Pub Date: June 1st, 2003
ISBN: 0-7867-1178-7

A portrait of the ruler as a young pool shark.

Or at least a billiards enthusiast. “It has often been assumed,” writes English royal-watcher De-la-Noy, “that in Victorian and Edwardian England billiards was a game played exclusively by men, usually after dinner, when they could smoke as well, but Victoria learned to play billiards at Osborne, and she roped in some of her ladies to play with her after lunch.” There lies the essence of Victoria, the diminutive German who ruled over England for so much of the 19th century: she did the unexpected, and at unexpected times, pretty much as she pleased. This is a curiosity, inasmuch as it focuses not on Victoria’s decided contributions to the making and administering of the British empire and other matters of governance, but instead on her management of her own household, affairs, and time—an overlooked topic in general, and probably for good reason.
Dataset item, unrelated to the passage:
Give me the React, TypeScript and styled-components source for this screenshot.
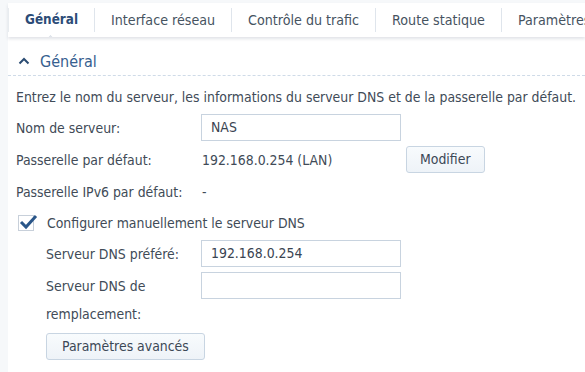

Her training in such things came early, through what turns out to have been a rather unhappy childhood; as a teenager, she lived according to what was called the “Kensington system,” by which she was made to account for every second of the day and was allowed only meager meals of “bread and milk served in a silver bowl.” Small wonder, writes De-la-Noy, that Victoria “developed a greedy appetite as an adult.” Indeed, some of the best moments here recount vast meals the queen and her courtiers enjoyed, with groaning boards of “fowl with white sauce, good roast lamb, very good potatoes, besides one or two other dishes . . . ending with a good tarte of cranberries.” Though they left her rotund, it’s clear from De-la-Noy’s account that Victoria worked hard for those sumptuous meals, for she took an active and informed interest not only in the running of the empire but also in every minute detail of the household around her, and she seems never to have enjoyed a minute’s rest throughout her long reign.

Historians won’t find much here, but general readers with an interest in Queen Vickie will enjoy De-la-Noy’s account, however incidental.